9th Circuit of Appelas has ruled that gay and lesbian individuals can actually have families composed of themselves and their same sex partner and thus there is an equal protection claim that if an employer offers health insurance to heterosexual families, they must also offer insurance on the same terms to homosexual families. This is a bit of an end run, but it is a step towards justice and recognition of reality.
Colorado Democrats are trying to reintroduce a 2006 conservative Republican bill that will offer one page civil union like contractual and legal benefits to any two consenting adults in Colorado:
From the Denver Post: A bill that would make it easier for unwed couples to plan their estates and share benefits in times of tragedy is certain to touch off a gay-rights debate at the Capitol. Unwed couples can already designate each other as emergency decision makers, ensure that property goes to their partners if they die and list each other as health insurance beneficiaries.
But the process for sharing these and other benefits is a costly and complicated series of contracts, said bill sponsor Rep. Mark Ferrandino, D-Denver.
His bill, to be filed later this week, would give couples the option of dropping by their local county clerk's office and filling out a check-off form stating which rights they want their partners to have.
This might be a pretty smart end run around all of the emotionally manipulative grandstanding on the issue of "marriage." What if you could give any consenting pair of people a way to take care of each other in times of need? Everything from medical to legal to estate issues, with simplified processes that have a better chance of surviving court challenges?

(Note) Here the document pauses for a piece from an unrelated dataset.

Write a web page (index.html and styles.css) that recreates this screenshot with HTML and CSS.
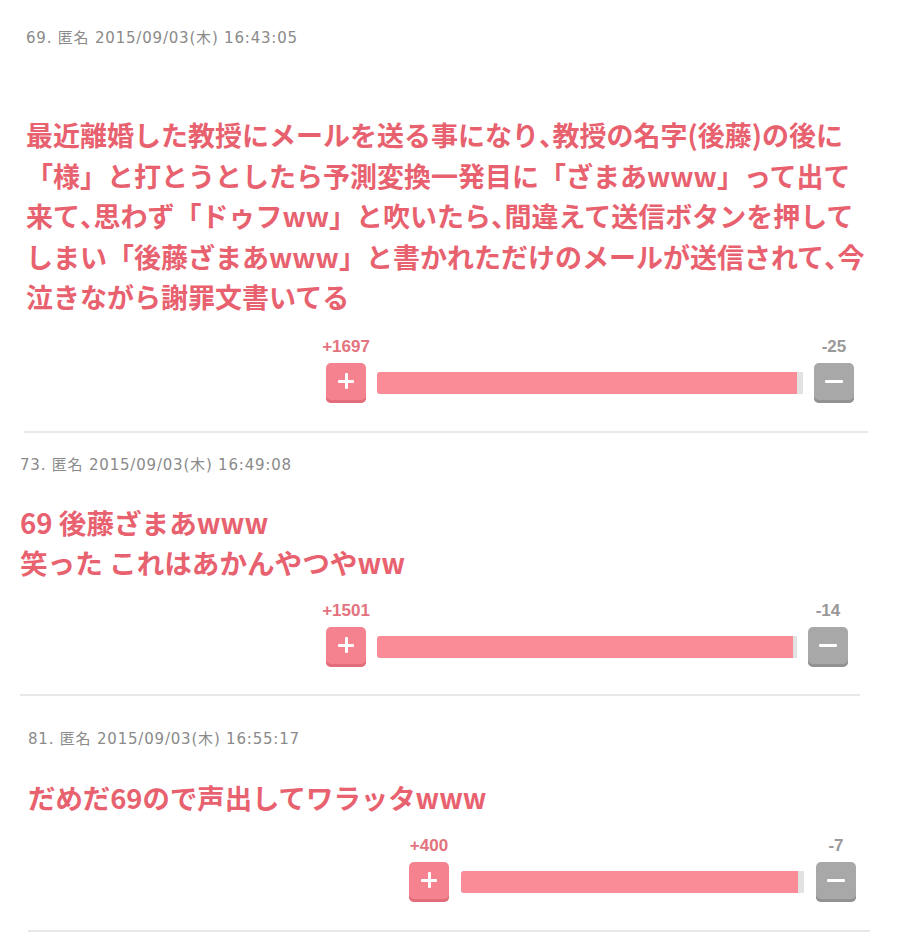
FILE: index.html
```html
<!DOCTYPE html>
<html lang="ja">
<head>
<meta charset="utf-8">
<title>コメント</title>
<link rel="stylesheet" href="styles.css">
</head>
<body>
<main class="thread">

  <article class="post post--first">
    <div class="post-head">69. 匿名 2015/09/03(木) 16:43:05</div>
    <p class="post-body">最近離婚した教授にメールを送る事になり<span class="comma">、</span>教授の名字(後藤)の後に<br>「様」と打とうとしたら予測変換一発目に「ざまあwww」って出て<br>来て<span class="comma">、</span>思わず「ドゥフww」と吹いたら<span class="comma">、</span>間違えて送信ボタンを押して<br>しまい「後藤ざまあwww」と書かれただけのメールが送信されて<span class="comma">、</span>今<br>泣きながら謝罪文書いてる</p>
    <div class="vote">
      <span class="vote-count vote-count--plus">+1697</span>
      <span class="vote-count vote-count--minus">-25</span>
      <button class="vote-btn vote-btn--plus" aria-label="プラス"></button>
      <div class="vote-bar"><div class="vote-fill" style="width:98.5%"></div></div>
      <button class="vote-btn vote-btn--minus" aria-label="マイナス"></button>
    </div>
  </article>

  <article class="post post--second">
    <div class="post-head">73. 匿名 2015/09/03(木) 16:49:08</div>
    <p class="post-body">69 後藤ざまあwww<br>笑った これはあかんやつやww</p>
    <div class="vote">
      <span class="vote-count vote-count--plus">+1501</span>
      <span class="vote-count vote-count--minus">-14</span>
      <button class="vote-btn vote-btn--plus" aria-label="プラス"></button>
      <div class="vote-bar"><div class="vote-fill" style="width:99.1%"></div></div>
      <button class="vote-btn vote-btn--minus" aria-label="マイナス"></button>
    </div>
  </article>

  <article class="post post--third">
    <div class="post-head">81. 匿名 2015/09/03(木) 16:55:17</div>
    <p class="post-body">だめだ69ので声出してワラッタwww</p>
    <div class="vote">
      <span class="vote-count vote-count--plus">+400</span>
      <span class="vote-count vote-count--minus">-7</span>
      <button class="vote-btn vote-btn--plus" aria-label="プラス"></button>
      <div class="vote-bar"><div class="vote-fill" style="width:98.3%"></div></div>
      <button class="vote-btn vote-btn--minus" aria-label="マイナス"></button>
    </div>
  </article>

</main>
</body>
</html>
```
FILE: styles.css
```css
html, body {
  margin: 0;
  padding: 0;
  background: #ffffff;
}

body {
  font-family: "DejaVu Sans", "Noto Sans CJK JP", sans-serif;
  width: 905px;
  height: 938px;
  overflow: hidden;
}

.thread {
  display: flex;
  flex-direction: column;
}

/* one comment: header line, body text, vote widget, bottom rule */
.post {
  display: flex;
  flex-direction: column;
  margin-left: var(--left);
  width: var(--width);
  padding-top: var(--top);
  border-bottom: 2px solid #e8e8e8;
  box-sizing: border-box;
}

.post--first {
  --left: 24px;
  --width: 844px;
  --top: 28px;
  --text-indent: 2px;
  --body-size: 27px;
  --body-line: 40.5px;
  --body-gap: 67px;
  --vote-left: 302px;
  --vote-width: 528px;
  --bar-gap: 11px;
  --bottom: 28px;
}

.post--second {
  --left: 20px;
  --width: 840px;
  --top: 22px;
  --text-indent: 0px;
  --body-size: 27.6px;
  --body-line: 40px;
  --body-gap: 27px;
  --vote-left: 306px;
  --vote-width: 522px;
  --bar-gap: 11px;
  --bottom: 27px;
}

.post--third {
  --left: 28px;
  --width: 842px;
  --top: 33px;
  --text-indent: 0px;
  --body-size: 27.4px;
  --body-line: 40px;
  --body-gap: 28px;
  --vote-left: 381px;
  --vote-width: 447px;
  --bar-gap: 12px;
  --bottom: 28px;
}

.post-head {
  padding-left: var(--text-indent);
  font-size: 15px;
  letter-spacing: 0.8px;
  line-height: 20px;
  color: #8a8a8a;
  white-space: nowrap;
}

.post-body {
  margin: var(--body-gap) 0 0;
  padding-left: var(--text-indent);
  font-family: "Noto Sans CJK JP", sans-serif;
  font-weight: 700;
  font-size: var(--body-size);
  line-height: var(--body-line);
  color: #e8616f;
  white-space: nowrap;
}

/* ideographic comma set half-width */
.comma {
  font-feature-settings: "halt" 1;
}

/* counts above the two buttons, bar stretched between them */
.vote {
  display: grid;
  grid-template-columns: 40px 1fr 40px;
  grid-template-rows: 18px 40px;
  column-gap: var(--bar-gap);
  row-gap: 7px;
  margin: 20px 0 var(--bottom) var(--vote-left);
  width: var(--vote-width);
}

.vote-count {
  grid-row: 1;
  font-family: "Liberation Sans", Arial, sans-serif;
  font-weight: 700;
  font-size: 17px;
  line-height: 18px;
  text-align: center;
  white-space: nowrap;
  justify-self: center;
}

.vote-count--plus {
  grid-column: 1;
  color: #e3737e;
}

.vote-count--minus {
  grid-column: 3;
  color: #999999;
}

.vote-btn {
  grid-row: 2;
  position: relative;
  width: 40px;
  height: 40px;
  padding: 0;
  border: 0;
  border-radius: 5px;
  cursor: pointer;
}

.vote-btn--plus {
  grid-column: 1;
  background: #f5838f;
  box-shadow: inset 0 -3px 0 #e26c79;
}

.vote-btn--minus {
  grid-column: 3;
  background: #a8a8a8;
  box-shadow: inset 0 -3px 0 #929292;
}

/* white glyph strokes inside the buttons */
.vote-btn::before,
.vote-btn::after {
  content: "";
  position: absolute;
  left: 50%;
  top: 50%;
  background: #ffffff;
  border-radius: 1px;
}

.vote-btn--plus::before {
  width: 16px;
  height: 3px;
  margin: -3px 0 0 -8px;
}

.vote-btn--plus::after {
  width: 3px;
  height: 16px;
  margin: -9.5px 0 0 -1.5px;
}

.vote-btn--minus::before {
  width: 18px;
  height: 3px;
  margin: -3px 0 0 -9px;
}

.vote-btn--minus::after {
  display: none;
}

.vote-bar {
  grid-row: 2;
  grid-column: 2;
  align-self: start;
  margin-top: 9px;
  height: 22px;
  background: #e2e2e2;
  border-radius: 3px 0 0 3px;
  overflow: hidden;
}

.vote-fill {
  height: 100%;
  background: #f98c97;
}
```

Simple personal rights that should be available to anyone--aging siblings, widows, or even, yes, gays and lesbians? That doesn't sound very controversial, does it? And since it's not really a controversial idea, it shouldn't surprise you to learn that Republicans actually proposed the same thing a couple of years ago--none other than family values arch-conservative Sen. Shawn Mitchell himself, as the Post continues:In 2006, socially conservative lawmakers like Sen. Shawn Mitchell, R-Broomfield, proposed similar legislation allowing so-called "designated beneficiary agreements."
At the time, a ballot battle loomed over Referendum I, an initiative to legalize domestic partnerships and confer spousal rights on committed, same-sex couples. The bill was seen by critics as a way to undercut the initiative and by proponents as a common-sense way to grant atypical households some basic rights.